Rabbi Ephraim Sprecher, Dean of Students and Senior Lecturer at Diaspora Yeshiva, is not only a popular speaker and teacher, but also a dynamic thinker and writer. A student of Harav Yaakov Kamenetsky and Harav Gedalia Schorr, Rabbi Sprecher was granted smicha (rabbinical ordination) by Torah Vodaath Yeshiva. Prior to his current position, Rabbi Sprecher was a professor of Judaic studies at Touro College in New York. In addition to his duties at Diaspora Yeshiva, Rabbi Sprecher writes a regular column on various Judaic topics in the Jewish Press, and lectures regularly at the OU Israel Center in Jerusalem.
Why Dim Pesach's Joy with Yizkor?
Published: Monday, March 16, 2015 03:07:15 PM
Number of views: 2041

On each of the last days of the Shalosh Regalim, it is the Ashkenazi tradition that Yizkor be recited. It seems strange and paradoxical that a service of mourning and tears be included in the ritual of our joyous Festivals.

Yom Kippur is an appropriate day for the Yizkor service. The serious mood of the Day of Atonement and the emotions of guilt, evoked by Yizkor, blend well together. So how are we to understand the Yizkor service as part of the ritual of the Shalosh Regalim which are holidays of joy?  Pesach, Shavuot and Sukkot, though each has a different motif, are similar in the underlying feeling of joyous gratitude and thanksgiving to G-d.  Why then is the solemn and mournful service of Yizkor included in the Shalosh Regalim ritual?

In considering this matter let us examine another occasion which is perhaps the happiest moment in one's life. That occasion is the day of marriage when bride and groom pledge their undying loyalty and love for each other. This is truly a time of great joy. Yet there too we find a strange paradox. At the conclusion of the marriage ceremony we break a glass.

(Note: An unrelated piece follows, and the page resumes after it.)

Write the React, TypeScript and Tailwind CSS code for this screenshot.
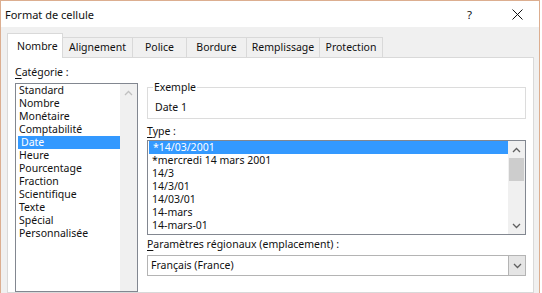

One reason for this strange custom at a Jewish wedding is to commemorate the destruction of the Holy Temple. However, in Brachot 31a we find another reason given. The Talmud relates that Rav Ashi had arranged a great wedding celebration. Suddenly at the height of the festivities, Rav Ashi appeared carrying a priceless glass vase. In full view of all present he hurled the vase to the floor and it was smashed to pieces. All the wedding guests were saddened at this spectacle, and a hush fell over everyone. When the celebration was resumed it was in a quieter and subdued tone. Tosfot comments, "This is the basis of the custom for the breaking of a glass at the wedding ceremony." What does Tosfot mean to say?

This custom is indicative of the approach of Halacha to the conflicting experiences of life. It is precisely this approach which is emphasized at the solemn moment of Yizkor.

Judaism has never tried to escape from life. The Jew is required to face up to life with all its joys and sorrows. In life both experiences are to be found. They are frequently interwoven. Yet since we are only human, we tend to be overwhelmed by our experiences at the moment and the emotions which we feel as a result. At the moment of joy, we tend to forget that there is a time for sorrow. Conversely, at the moment of sorrow we tend to forget that there is such an experience as joy.

Judaism teaches us to face all aspects of life without being overwhelmed emotionally. It is therefore precisely at the moment of one's greatest joy that one is reminded that there are experiences of the opposite kind as well.

This is the idea of Yizkor on Yom Tov. At the conclusion of the holidays of joy when we are in a happy mood, we are reminded that there are sorrows in life as well. Just as the breaking of the glass takes place at the conclusion of the wedding ceremony, so does the recital of Yizkor take place on the last day of Yom Tov. Both of these occasions, the wedding and the Shalosh Regalim, are moments of joy and should be observed as such. However, there is an ever constant reminder of the possibility of sad occurrences.

Yizkor teaches us to temper our joyful moments with solemnity. May G-d help us to tone down the sorrowful occasions of life with faith and trust in Him.